The capital of Cambodia, Phnom Penh, is a modern thriving city geared up for tourists to spend money while retaining all its genuine, ‘local’ feel.
We arrived hot & sweaty to the usual furore of tuk-tuk drivers outside the coach looking for business. We negotiated our way down to the impressive river front, where all the main hotels and guesthouses are and perched ourselves & bags in a bar, while Ben did a recce of the surrounding places we’d picked out as potentials. As has become customary we opted for a hotel that was neither in the guidebook nor one we’d researched on the net, but the Indochine II suited us perfectly. Clean, wi-fi & breakfast for $22 a night.
The river front
The river front illustrates modern Phnom Penh perfectly: early evening as the air cools it’s the locals promenading opposite the western restaurants, the kids playing football and ladies joining in the group aerobics; just around the corner from the pizzas and pasta are bustling markets with locals picking up their food shop.

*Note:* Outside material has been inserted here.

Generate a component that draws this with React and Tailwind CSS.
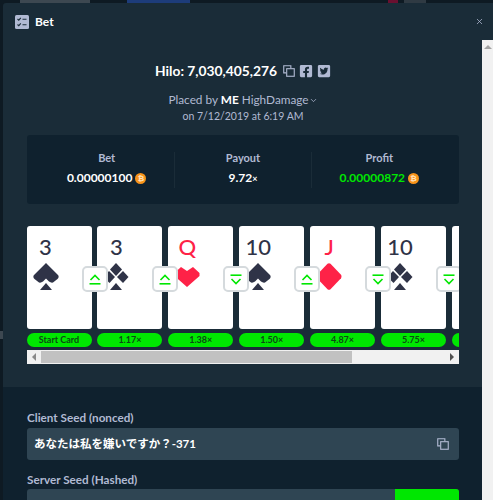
import React from 'react';
import { ChevronDown, X } from 'lucide-react';
import { FaFacebookSquare, FaTwitterSquare } from 'react-icons/fa';

const font = { fontFamily: 'Lato, "Noto Sans CJK JP", sans-serif' };

const CopyIcon = ({ size = 13 }) => (
  <svg width={size} height={size} viewBox="0 0 13 13" fill="none" stroke="currentColor" strokeWidth="1.2">
    <path d="M8.5 3.5V.8H.8v7.7h2.7" />
    <rect x="4" y="4" width="8.2" height="8.2" />
  </svg>
);

const Coin = () => (
  <span className="w-[11px] h-[11px] rounded-full bg-[#f7931a] inline-flex items-center justify-center text-[8px] leading-none font-bold text-[#ffe2bd]">₿</span>
);

const Spade = ({ color }) => (
  <svg width="26" height="27" viewBox="0 0 26 27" fill={color}>
    <path d="M13 0 L25 12 Q26.5 14 24.5 16 L20 19.5 Q18 20 16 18.5 L13 15.5 L10 18.5 Q8 20 6 19.5 L1.500 16 Q-.5 14 1 12 Z" />
    <path d="M13 20 L19 27 H7 Z" />
  </svg>
);

const Club = ({ color }) => (
  <svg width="26" height="27" viewBox="0 0 26 27" fill={color}>
    <path d="M13 0 L19 6.500 L13 13 L7 6.500 Z" />
    <path d="M6 8 L12 14 L6.500 20 L.5 14 Z" />
    <path d="M20 8 L25.500 14 L20 20 L14 14 Z" />
    <path d="M13 20 L19 27 H7 Z" />
  </svg>
);

const Heart = ({ color }) => (
  <svg width="26" height="27" viewBox="0 0 26 27" fill={color}>
    <path d="M7 4 L13 8 L19 4 L25.500 10 V13 L13 24 L.5 13 V10 Z" />
  </svg>
);

const Diamond = ({ color }) => (
  <svg width="26" height="27" viewBox="0 0 26 27" fill={color}>
    <path d="M11.500 .8 Q13 -.4 14.500 .8 L25 11.800 Q26 13.500 25 15.200 L14.500 26.200 Q13 27.400 11.500 26.200 L1 15.200 Q0 13.500 1 11.800 Z" />
  </svg>
);

const ArrowUp = () => (
  <svg width="12" height="11" viewBox="0 0 12 11" fill="none" stroke="#00e701" strokeWidth="1.6">
    <path d="M1.500 6 L6 1.500 L10.500 6" />
    <path d="M.5 9.800 H11.500" />
  </svg>
);

const ArrowDown = () => (
  <svg width="12" height="11" viewBox="0 0 12 11" fill="none" stroke="#00e701" strokeWidth="1.6">
    <path d="M.5 1.200 H11.500" />
    <path d="M1.500 5 L6 9.500 L10.500 5" />
  </svg>
);

const cards = [
  { rank: '3', suit: Spade, color: '#2f3347', arrow: 'up', label: 'Start Card' },
  { rank: '3', suit: Club, color: '#2f3347', arrow: 'up', label: '1.17×' },
  { rank: 'Q', suit: Heart, color: '#fe2247', arrow: 'down', label: '1.38×' },
  { rank: '10', suit: Spade, color: '#2f3347', arrow: 'up', label: '1.50×' },
  { rank: 'J', suit: Diamond, color: '#fe2247', arrow: 'down', label: '4.87×' },
  { rank: '10', suit: Club, color: '#2f3347', arrow: 'down', label: '5.75×' },
  { rank: '', suit: null, color: '#2f3347', arrow: null, label: '' },
];

const Card = ({ card }) => {
  const Suit = card.suit;
  return (
    <div className="w-[65px] shrink-0 flex flex-col gap-1">
      <div className="relative h-[103px] bg-white rounded-[3px] pl-[6px] pt-[7px]">
        <div className="w-[26px] flex flex-col items-center">
          <span className="text-[22px] leading-[27px] font-medium whitespace-nowrap" style={{ color: card.color }}>{card.rank}</span>
          <div className="mt-[3px]">{Suit && <Suit color={card.color} />}</div>
        </div>
        {card.arrow && (
          <div className="absolute left-[55px] top-[40px] z-10 w-[26px] h-[26px] bg-white border-2 border-[#d5dadd] rounded-[5px] flex items-center justify-center">
            {card.arrow === 'up' ? <ArrowUp /> : <ArrowDown />}
          </div>
        )}
      </div>
      <div className="h-[14px] bg-[#00e701] rounded-full text-[9px] leading-[14px] font-bold text-[#0b4a14] text-center">{card.label}</div>
    </div>
  );
};

const Stat = ({ label, children }) => (
  <div className="flex-1 flex flex-col items-center gap-[6px] -mt-[3px]">
    <span className="text-[11px] leading-[14px] font-bold text-[#b1bad3]">{label}</span>
    <div className="flex items-center gap-[3px] text-[12px] leading-[14px] font-bold">{children}</div>
  </div>
);

export default function App() {
  return (
    <div className="w-[493px] h-[500px] overflow-hidden bg-[#0e1a23] flex flex-col text-white" style={font}>
      {/* page behind the modal, only a sliver shows */}
      <div className="h-[3px] shrink-0 flex overflow-hidden">
        <div className="w-[20px]" />
        <div className="w-[70px] bg-[#3d4851]" />
        <div className="w-[37px]" />
        <div className="w-[63px] bg-[#1d3c7a]" />
        <div className="w-[198px]" />
        <div className="w-[10px] bg-[#6a1030]" />
        <div className="w-[6px]" />
        <div className="w-[22px] bg-[#2f3a43]" />
      </div>
      <div className="flex-1 min-h-0 flex">
        <div className="w-[3px] shrink-0 pt-[328px]">
          <div className="h-[8px] bg-[#3d4851]" />
        </div>
        <div className="flex-1 min-w-0 flex flex-col bg-[#1a2c38] rounded-tl-[3px]">
          <div className="h-[37px] shrink-0 flex items-center justify-between pl-3 pr-[9px]">
            <div className="flex items-center gap-[6px]">
              <svg width="14" height="14" viewBox="0 0 14 14">
                <rect width="14" height="14" rx="1.500" fill="#b1bad3" />
                <path d="M2.500 4 L3.800 5.200 L5.800 2.800 M2.500 9.500 L3.800 10.700 L5.800 8.300 M7.500 4.200 H11.500 M7.500 9.700 H11.500" fill="none" stroke="#1a2c38" strokeWidth="1.100" />
              </svg>
              <span className="text-[12px] font-bold leading-none">Bet</span>
            </div>
            <X size={9} strokeWidth={2} className="text-[#b1bad3]" />
          </div>

          <div className="flex-1 min-h-0 flex">
            <div className="flex-1 min-w-0 flex flex-col">
              <div className="h-[347px] shrink-0 pl-6 pr-[23px] pt-[22px] flex flex-col">
                <div className="flex items-center justify-center gap-[4px] h-[18px]">
                  <span className="text-[13.8px] font-bold leading-none">Hilo: 7,030,405,276</span>
                  <span className="ml-[2px] text-[#b1bad3]"><CopyIcon size={12} /></span>
                  <FaFacebookSquare size={14} className="text-[#b1bad3]" />
                  <FaTwitterSquare size={14} className="text-[#b1bad3]" />
                </div>
                <div className="mt-[12px] text-center leading-[16px] text-[#b1bad3]">
                  <div className="flex items-center justify-center text-[11.800px]">
                    Placed by&nbsp;<b className="text-white">ME</b>&nbsp;HighDamage
                    <ChevronDown size={9} />
                  </div>
                  <div className="text-[10.500px]">on 7/12/2019 at 6:19 AM</div>
                </div>

                <div className="mt-[11px] h-[69px] shrink-0 bg-[#0f212e] rounded-[3px] flex items-center px-3">
                  <Stat label="Bet">0.00000100 <Coin /></Stat>
                  <div className="w-px h-[36px] bg-[#1a2c38]" />
                  <Stat label="Payout"><span>9.72<span className="text-[9px]">×</span></span></Stat>
                  <div className="w-px h-[36px] bg-[#1a2c38]" />
                  <Stat label="Profit"><span className="text-[#00e701]">0.00000872</span> <Coin /></Stat>
                </div>

                <div className="mt-[22px] overflow-hidden">
                  <div className="flex gap-[5.900px] -ml-[0.5px]">
                    {cards.map((card, idx) => <Card key={idx} card={card} />)}
                  </div>
                  <div className="mt-[3px] h-[14px] bg-[#f1f1f1] flex items-center">
                    <span className="w-[14px] flex justify-center">
                      <span className="border-y-[4px] border-y-transparent border-r-[4px] border-r-[#8a8a8a]" />
                    </span>
                    <div className="w-[311px] h-[12px] bg-[#c1c1c1]" />
                    <div className="flex-1" />
                    <span className="w-[14px] flex justify-center">
                      <span className="border-y-[4px] border-y-transparent border-l-[4px] border-l-[#505050]" />
                    </span>
                  </div>
                </div>
              </div>

              <div className="flex-1 bg-[#0f212e] pl-6 pr-[23px] pt-[23px]">
                <div className="text-[11.700px] leading-[14px] font-bold text-[#b1bad3]">Client Seed (nonced)</div>
                <div className="mt-[4px] h-[32px] bg-[#2f4553] rounded-[3px] flex items-center justify-between pl-[7px] pr-[10px]">
                  <span className="text-[11.500px] font-bold">あなたは私を嫌いですか？-371</span>
                  <span className="text-[#b1bad3]"><CopyIcon size={12} /></span>
                </div>
                <div className="mt-[12px] text-[11.700px] leading-[14px] font-bold text-[#b1bad3]">Server Seed (Hashed)</div>
                <div className="mt-[3px] h-[32px] bg-[#2f4553] rounded-[3px] flex justify-end overflow-hidden">
                  <div className="w-[64px] bg-[#00e701]" />
                </div>
              </div>
            </div>
            <div className="w-[11px] shrink-0 bg-[#f1f1f1] flex justify-center pt-[5px]">
              <span className="h-0 border-x-[4px] border-x-transparent border-b-[4px] border-b-[#a3a3a3]" />
            </div>
          </div>
        </div>
      </div>
    </div>
  );
}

There is a good selection of Khmer and European cuisine to choose from along the main strip, as well as several bars providing happy hours – one of our favourites was the Foreign Correspondents Club, where you can get great views of the river & promenade from the roof-top bar, escaping the constant hassle of the hawker street children for a while.
You have to definitely have your wits about you when tackling the street children – they speak very good English, with a well-practiced sad, zombie drone. You buy bracelet. You help me. Very cheap. You buy 1 I give 9 free. They know all the phrases and tricks in the book and it takes a firm ‘No’ three or four times and a smile to get rid of them (although 2 minutes later another appears).
Ben managed to make a bet with one child, who was selling books – if the child beats Ben at pool then Ben would buy a book from the kid. Ben takes it easy at first and lets the child pot a few balls but then decides it’s time to win. However when potting the black – disaster! – the white drops too. The child celebrates with dancing around the table and shouting and Ben has to now buy a book. Much negotiation ensues – the child not wanting to give up a book for $2 (the price paid the day before when purchasing another book elsewhere). After a heated debate Ben finally buys two (!) books for $6 – both bootleg copies with faded print but otherwise readable. A ‘new’ Lonely Planet for just $3 isn’t bad though.
As the kid leaves we see he has a mobile phone – not what you’d expect from a child working the streets. We were told by the waiter in the bar that 99% of the children aren’t orphans or homeless, they are sent out by their parents to sell books & jewellery because tourists are more inclined to give to children. After that Ben stuck to losing at pool to adults.
Things to do in Phnom Penh:
- Phnom Penh’s biggest tourist ‘attractions’ are associated with the Khmer Rouge’s genocide 30 years previously – this is covered in a separate blog post about The Killing Fields and S21 Prison
- The Royal Palace makes for a worthy visit – a collection of 19th century temples and buildings (many off-limits to tourists) that are not just pretty but really quite special. Highlights include gorgeous frescos, a silver-floored pagoda (err…covered by carpet) and a large courtyard with nice gardens to walk around. Some limited museums near the exit are tacked on to your visit here.
- Wat Phnom – the temple on the hill that gave the city it’s name when it was founded by a lady called Penh! Monkeys play in the pretty gardens that surround the hill temple.
- River front promenade, with all the western bars and restaurants opposite, but full of locals having fun and relaxing
- Shopping at the central market – everything under the sun housed in an attractive and interesting 1930s art-deco building
We really liked Phnom Penh – apart from the constant hassle of the various hawkers and children. It has a good feel to it, some nice sights and is comfortable for a western visitor. The few remaining colonial buildings blend with the modernity of a buzzing city (successfully) finding its feet again after the Khmer Rouge atrocities.